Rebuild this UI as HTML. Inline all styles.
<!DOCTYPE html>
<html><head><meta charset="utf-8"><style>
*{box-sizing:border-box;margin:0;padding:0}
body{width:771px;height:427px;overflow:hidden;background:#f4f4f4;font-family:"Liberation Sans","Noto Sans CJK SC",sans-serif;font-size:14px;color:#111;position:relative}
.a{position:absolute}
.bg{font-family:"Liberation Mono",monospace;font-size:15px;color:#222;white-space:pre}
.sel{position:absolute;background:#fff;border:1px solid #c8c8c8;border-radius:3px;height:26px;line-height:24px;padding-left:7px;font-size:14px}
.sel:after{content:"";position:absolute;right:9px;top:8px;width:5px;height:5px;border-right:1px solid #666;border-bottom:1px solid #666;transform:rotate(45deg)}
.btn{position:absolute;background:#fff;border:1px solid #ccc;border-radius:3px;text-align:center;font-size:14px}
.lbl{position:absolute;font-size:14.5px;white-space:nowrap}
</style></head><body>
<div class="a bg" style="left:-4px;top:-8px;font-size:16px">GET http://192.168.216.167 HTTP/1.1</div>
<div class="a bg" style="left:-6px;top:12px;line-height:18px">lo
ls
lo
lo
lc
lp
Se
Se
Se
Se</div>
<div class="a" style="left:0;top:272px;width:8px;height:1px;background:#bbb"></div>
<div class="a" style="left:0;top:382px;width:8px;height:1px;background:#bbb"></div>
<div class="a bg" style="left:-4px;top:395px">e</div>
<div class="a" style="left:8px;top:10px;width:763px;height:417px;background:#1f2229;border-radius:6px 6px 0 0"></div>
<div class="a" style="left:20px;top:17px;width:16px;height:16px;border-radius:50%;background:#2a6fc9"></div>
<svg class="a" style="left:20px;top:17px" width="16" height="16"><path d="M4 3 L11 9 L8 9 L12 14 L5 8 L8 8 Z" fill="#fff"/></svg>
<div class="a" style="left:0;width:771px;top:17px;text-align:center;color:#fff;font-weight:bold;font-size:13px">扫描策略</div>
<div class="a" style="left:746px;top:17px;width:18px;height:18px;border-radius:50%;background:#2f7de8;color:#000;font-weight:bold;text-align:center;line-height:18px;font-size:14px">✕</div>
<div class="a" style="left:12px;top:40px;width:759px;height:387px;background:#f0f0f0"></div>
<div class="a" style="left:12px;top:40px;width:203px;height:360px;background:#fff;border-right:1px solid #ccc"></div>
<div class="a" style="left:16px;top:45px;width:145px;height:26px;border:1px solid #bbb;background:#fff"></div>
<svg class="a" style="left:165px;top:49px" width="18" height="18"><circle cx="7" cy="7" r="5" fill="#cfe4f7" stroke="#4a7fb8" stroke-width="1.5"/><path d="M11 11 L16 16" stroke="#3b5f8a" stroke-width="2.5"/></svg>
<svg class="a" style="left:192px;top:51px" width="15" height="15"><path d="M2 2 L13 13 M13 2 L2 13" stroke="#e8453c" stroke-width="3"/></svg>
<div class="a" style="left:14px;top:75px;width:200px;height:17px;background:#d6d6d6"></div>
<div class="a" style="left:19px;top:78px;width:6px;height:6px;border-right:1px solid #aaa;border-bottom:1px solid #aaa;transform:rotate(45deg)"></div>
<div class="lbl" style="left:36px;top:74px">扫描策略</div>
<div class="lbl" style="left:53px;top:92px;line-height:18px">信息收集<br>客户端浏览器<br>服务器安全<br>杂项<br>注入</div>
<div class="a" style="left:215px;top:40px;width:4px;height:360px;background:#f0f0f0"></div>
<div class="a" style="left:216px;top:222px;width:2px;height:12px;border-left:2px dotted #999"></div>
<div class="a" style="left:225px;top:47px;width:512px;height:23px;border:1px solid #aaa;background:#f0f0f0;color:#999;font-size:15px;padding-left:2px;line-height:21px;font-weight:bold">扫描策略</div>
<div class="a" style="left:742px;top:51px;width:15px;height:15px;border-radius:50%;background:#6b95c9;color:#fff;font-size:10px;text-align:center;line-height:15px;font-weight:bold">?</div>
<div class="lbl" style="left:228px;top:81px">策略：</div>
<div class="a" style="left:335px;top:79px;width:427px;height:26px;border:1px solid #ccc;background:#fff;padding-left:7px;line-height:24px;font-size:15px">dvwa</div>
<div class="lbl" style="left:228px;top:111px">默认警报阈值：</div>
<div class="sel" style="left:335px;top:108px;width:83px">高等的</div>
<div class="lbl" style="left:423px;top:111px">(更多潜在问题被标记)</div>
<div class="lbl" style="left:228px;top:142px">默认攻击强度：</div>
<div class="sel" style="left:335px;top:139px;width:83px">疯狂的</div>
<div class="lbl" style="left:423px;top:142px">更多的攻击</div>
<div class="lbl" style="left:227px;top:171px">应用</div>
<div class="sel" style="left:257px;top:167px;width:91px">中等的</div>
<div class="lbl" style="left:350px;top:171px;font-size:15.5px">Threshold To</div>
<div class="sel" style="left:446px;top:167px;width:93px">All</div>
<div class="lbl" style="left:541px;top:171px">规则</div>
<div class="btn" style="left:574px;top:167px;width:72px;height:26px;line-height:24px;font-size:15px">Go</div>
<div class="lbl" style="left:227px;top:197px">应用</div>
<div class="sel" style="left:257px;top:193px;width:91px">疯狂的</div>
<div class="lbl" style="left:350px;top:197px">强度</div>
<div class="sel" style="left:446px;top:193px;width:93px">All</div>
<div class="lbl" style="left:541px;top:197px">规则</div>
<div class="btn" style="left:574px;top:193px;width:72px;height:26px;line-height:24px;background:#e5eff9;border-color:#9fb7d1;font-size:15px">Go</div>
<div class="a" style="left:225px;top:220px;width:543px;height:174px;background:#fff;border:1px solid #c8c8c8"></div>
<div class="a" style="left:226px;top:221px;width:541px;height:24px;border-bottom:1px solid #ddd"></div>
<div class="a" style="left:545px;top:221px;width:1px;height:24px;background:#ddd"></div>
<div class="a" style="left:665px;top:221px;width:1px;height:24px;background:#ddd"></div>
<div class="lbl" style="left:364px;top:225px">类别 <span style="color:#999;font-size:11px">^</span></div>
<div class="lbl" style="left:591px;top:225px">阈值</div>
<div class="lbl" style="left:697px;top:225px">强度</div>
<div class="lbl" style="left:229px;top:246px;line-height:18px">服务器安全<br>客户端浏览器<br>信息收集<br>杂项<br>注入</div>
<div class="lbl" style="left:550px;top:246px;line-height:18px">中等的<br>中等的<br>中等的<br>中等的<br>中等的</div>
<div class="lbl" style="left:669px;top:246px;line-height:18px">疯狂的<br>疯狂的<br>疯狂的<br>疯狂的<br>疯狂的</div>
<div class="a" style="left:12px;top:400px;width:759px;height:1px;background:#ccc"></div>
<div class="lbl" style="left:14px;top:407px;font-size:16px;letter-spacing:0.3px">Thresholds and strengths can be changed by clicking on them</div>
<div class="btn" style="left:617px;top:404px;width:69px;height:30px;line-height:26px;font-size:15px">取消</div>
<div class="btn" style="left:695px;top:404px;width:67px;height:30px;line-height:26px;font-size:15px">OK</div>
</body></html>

********************

Every line of the data above should be reproduced word for word.

Rebuild this UI as HTML. Inline all styles.
<!DOCTYPE html>
<html><head><meta charset="utf-8"><style>
*{box-sizing:border-box;margin:0;padding:0}
body{width:771px;height:427px;overflow:hidden;background:#f4f4f4;font-family:"Liberation Sans","Noto Sans CJK SC",sans-serif;font-size:14px;color:#111;position:relative}
.a{position:absolute}
.bg{font-family:"Liberation Mono",monospace;font-size:15px;color:#222;white-space:pre}
.sel{position:absolute;background:#fff;border:1px solid #c8c8c8;border-radius:3px;height:26px;line-height:24px;padding-left:7px;font-size:14px}
.sel:after{content:"";position:absolute;right:9px;top:8px;width:5px;height:5px;border-right:1px solid #666;border-bottom:1px solid #666;transform:rotate(45deg)}
.btn{position:absolute;background:#fff;border:1px solid #ccc;border-radius:3px;text-align:center;font-size:14px}
.lbl{position:absolute;font-size:14.5px;white-space:nowrap}
</style></head><body>
<div class="a bg" style="left:-4px;top:-8px;font-size:16px">GET http://192.168.216.167 HTTP/1.1</div>
<div class="a bg" style="left:-6px;top:12px;line-height:18px">lo
ls
lo
lo
lc
lp
Se
Se
Se
Se</div>
<div class="a" style="left:0;top:272px;width:8px;height:1px;background:#bbb"></div>
<div class="a" style="left:0;top:382px;width:8px;height:1px;background:#bbb"></div>
<div class="a bg" style="left:-4px;top:395px">e</div>
<div class="a" style="left:8px;top:10px;width:763px;height:417px;background:#1f2229;border-radius:6px 6px 0 0"></div>
<div class="a" style="left:20px;top:17px;width:16px;height:16px;border-radius:50%;background:#2a6fc9"></div>
<svg class="a" style="left:20px;top:17px" width="16" height="16"><path d="M4 3 L11 9 L8 9 L12 14 L5 8 L8 8 Z" fill="#fff"/></svg>
<div class="a" style="left:0;width:771px;top:17px;text-align:center;color:#fff;font-weight:bold;font-size:13px">扫描策略</div>
<div class="a" style="left:746px;top:17px;width:18px;height:18px;border-radius:50%;background:#2f7de8;color:#000;font-weight:bold;text-align:center;line-height:18px;font-size:14px">✕</div>
<div class="a" style="left:12px;top:40px;width:759px;height:387px;background:#f0f0f0"></div>
<div class="a" style="left:12px;top:40px;width:203px;height:360px;background:#fff;border-right:1px solid #ccc"></div>
<div class="a" style="left:16px;top:45px;width:145px;height:26px;border:1px solid #bbb;background:#fff"></div>
<svg class="a" style="left:165px;top:49px" width="18" height="18"><circle cx="7" cy="7" r="5" fill="#cfe4f7" stroke="#4a7fb8" stroke-width="1.5"/><path d="M11 11 L16 16" stroke="#3b5f8a" stroke-width="2.5"/></svg>
<svg class="a" style="left:192px;top:51px" width="15" height="15"><path d="M2 2 L13 13 M13 2 L2 13" stroke="#e8453c" stroke-width="3"/></svg>
<div class="a" style="left:14px;top:75px;width:200px;height:17px;background:#d6d6d6"></div>
<div class="a" style="left:19px;top:78px;width:6px;height:6px;border-right:1px solid #aaa;border-bottom:1px solid #aaa;transform:rotate(45deg)"></div>
<div class="lbl" style="left:36px;top:74px">扫描策略</div>
<div class="lbl" style="left:53px;top:92px;line-height:18px">信息收集<br>客户端浏览器<br>服务器安全<br>杂项<br>注入</div>
<div class="a" style="left:215px;top:40px;width:4px;height:360px;background:#f0f0f0"></div>
<div class="a" style="left:216px;top:222px;width:2px;height:12px;border-left:2px dotted #999"></div>
<div class="a" style="left:225px;top:47px;width:512px;height:23px;border:1px solid #aaa;background:#f0f0f0;color:#999;font-size:15px;padding-left:2px;line-height:21px;font-weight:bold">扫描策略</div>
<div class="a" style="left:742px;top:51px;width:15px;height:15px;border-radius:50%;background:#6b95c9;color:#fff;font-size:10px;text-align:center;line-height:15px;font-weight:bold">?</div>
<div class="lbl" style="left:228px;top:81px">策略：</div>
<div class="a" style="left:335px;top:79px;width:427px;height:26px;border:1px solid #ccc;background:#fff;padding-left:7px;line-height:24px;font-size:15px">dvwa</div>
<div class="lbl" style="left:228px;top:111px">默认警报阈值：</div>
<div class="sel" style="left:335px;top:108px;width:83px">高等的</div>
<div class="lbl" style="left:423px;top:111px">(更多潜在问题被标记)</div>
<div class="lbl" style="left:228px;top:142px">默认攻击强度：</div>
<div class="sel" style="left:335px;top:139px;width:83px">疯狂的</div>
<div class="lbl" style="left:423px;top:142px">更多的攻击</div>
<div class="lbl" style="left:227px;top:171px">应用</div>
<div class="sel" style="left:257px;top:167px;width:91px">中等的</div>
<div class="lbl" style="left:350px;top:171px;font-size:15.5px">Threshold To</div>
<div class="sel" style="left:446px;top:167px;width:93px">All</div>
<div class="lbl" style="left:541px;top:171px">规则</div>
<div class="btn" style="left:574px;top:167px;width:72px;height:26px;line-height:24px;font-size:15px">Go</div>
<div class="lbl" style="left:227px;top:197px">应用</div>
<div class="sel" style="left:257px;top:193px;width:91px">疯狂的</div>
<div class="lbl" style="left:350px;top:197px">强度</div>
<div class="sel" style="left:446px;top:193px;width:93px">All</div>
<div class="lbl" style="left:541px;top:197px">规则</div>
<div class="btn" style="left:574px;top:193px;width:72px;height:26px;line-height:24px;background:#e5eff9;border-color:#9fb7d1;font-size:15px">Go</div>
<div class="a" style="left:225px;top:220px;width:543px;height:174px;background:#fff;border:1px solid #c8c8c8"></div>
<div class="a" style="left:226px;top:221px;width:541px;height:24px;border-bottom:1px solid #ddd"></div>
<div class="a" style="left:545px;top:221px;width:1px;height:24px;background:#ddd"></div>
<div class="a" style="left:665px;top:221px;width:1px;height:24px;background:#ddd"></div>
<div class="lbl" style="left:364px;top:225px">类别 <span style="color:#999;font-size:11px">^</span></div>
<div class="lbl" style="left:591px;top:225px">阈值</div>
<div class="lbl" style="left:697px;top:225px">强度</div>
<div class="lbl" style="left:229px;top:246px;line-height:18px">服务器安全<br>客户端浏览器<br>信息收集<br>杂项<br>注入</div>
<div class="lbl" style="left:550px;top:246px;line-height:18px">中等的<br>中等的<br>中等的<br>中等的<br>中等的</div>
<div class="lbl" style="left:669px;top:246px;line-height:18px">疯狂的<br>疯狂的<br>疯狂的<br>疯狂的<br>疯狂的</div>
<div class="a" style="left:12px;top:400px;width:759px;height:1px;background:#ccc"></div>
<div class="lbl" style="left:14px;top:407px;font-size:16px;letter-spacing:0.3px">Thresholds and strengths can be changed by clicking on them</div>
<div class="btn" style="left:617px;top:404px;width:69px;height:30px;line-height:26px;font-size:15px">取消</div>
<div class="btn" style="left:695px;top:404px;width:67px;height:30px;line-height:26px;font-size:15px">OK</div>
</body></html>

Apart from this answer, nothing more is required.